1. Your approach of first optimizing f and then optimizing g, and then taking  g ∘ f as your final model has the obvious alternative of directly optimizing g ∘ f with all parameters of each function optimized together. ("Obvious" only in the sense of after already knowing about your approach.) Do you expect the two-stage process to do enough less overfitting to make up for the loss of accuracy for not optimizing everything together?

2. Overall this seems like complexity laundering to me, your final model is g ∘ f even with the two stage process and is it really simpler than what you would otherwise have used for f?

3. If there are multiple input variables I'm not sure I would conceptualize this as correcting the linkage, since it's correcting the overall output and not specifically the relationship with any one input variable?

Replies from: abstractapplic
comment by abstractapplic · 2022-12-23T12:01:48.451Z · LW(p) · GW(p)

Thanks for putting in the time to make sense of my cryptic and didactic ranting.

You don't specify exactly how this second function can vary, whether it also has a few parameters or one parameter or many parameters?

Segmented linear regression usually does the trick.

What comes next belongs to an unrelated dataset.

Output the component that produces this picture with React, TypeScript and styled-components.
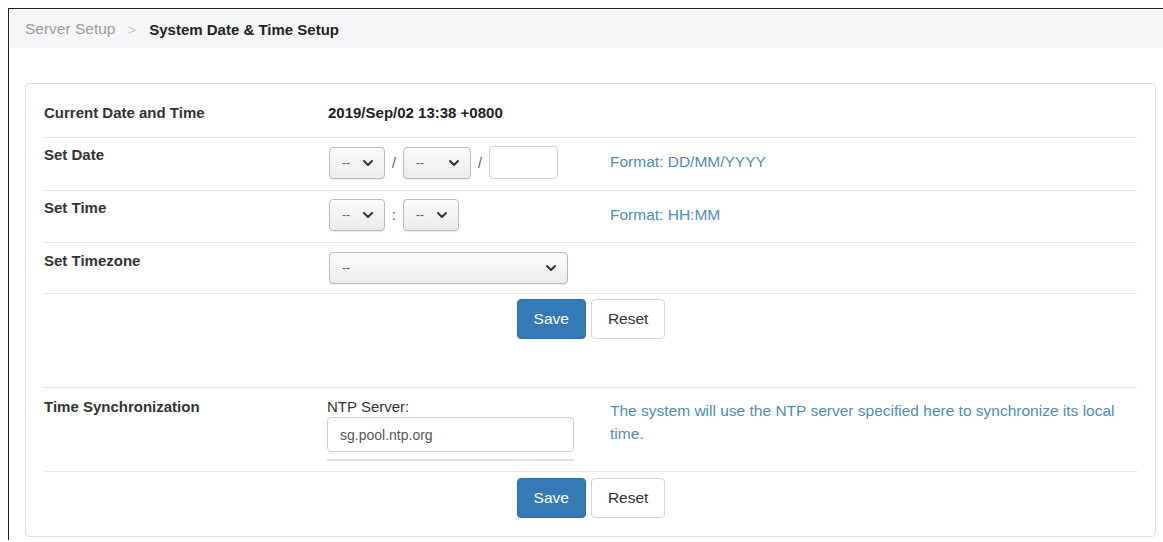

There's only one input, and I've never seen discontinuities be necessary when applying this method, so only a few segments (<10) are needed.

I didn't specify this because almost any regression algorithm would work and be interpretable, so readers can do whatever is most convenient to them.

Your approach of first optimizing f and then optimizing g, and then taking  g ∘ f as your final model has the obvious alternative of directly optimizing g ∘ f with all parameters of each function optimized together.

What I actually do is optimize f until returns diminish, then optimize f and g together. I suggested "f then g" instead of "f then f&g" because it achieves most of the same benefit and I thought most readers would find it easier to apply.

(I don't optimize f&g together from the outset because doing things that way ends up giving g an unindicatively large impact on predictions.)

is it really simpler than what you would otherwise have used for f?

Sometimes. Sometimes it isn't. It depends how wrong the linkage is.

If there are multiple input variables I'm not sure I would conceptualize this as correcting the linkage, since it's correcting the overall output and not specifically the relationship with any one input variable?

I would. When the linkage is wrong - like when you use an additive model on a multiplicative problem [LW · GW] - models either systematically mis-estimate their extreme predictions or add unnecessary complexity in the form of interactions between features.

I often work in a regression modelling context where model interpretability is at a premium, and where the optimal linkage is almost but not quite multiplicative: that is, if you fit a simple multiplicative model, you'll be mostly right but your higher predictions will be systematically too low.

The conventional way to correct for this is to add lots of complex interactions between features: "when X12 and X34 and X55 all take their Y-maximizing values, increase Y a bit more than you would otherwise have done", repeated for various combinations of Xes. This 'works' but makes the model much less interpretable, and requires more data to do correctly.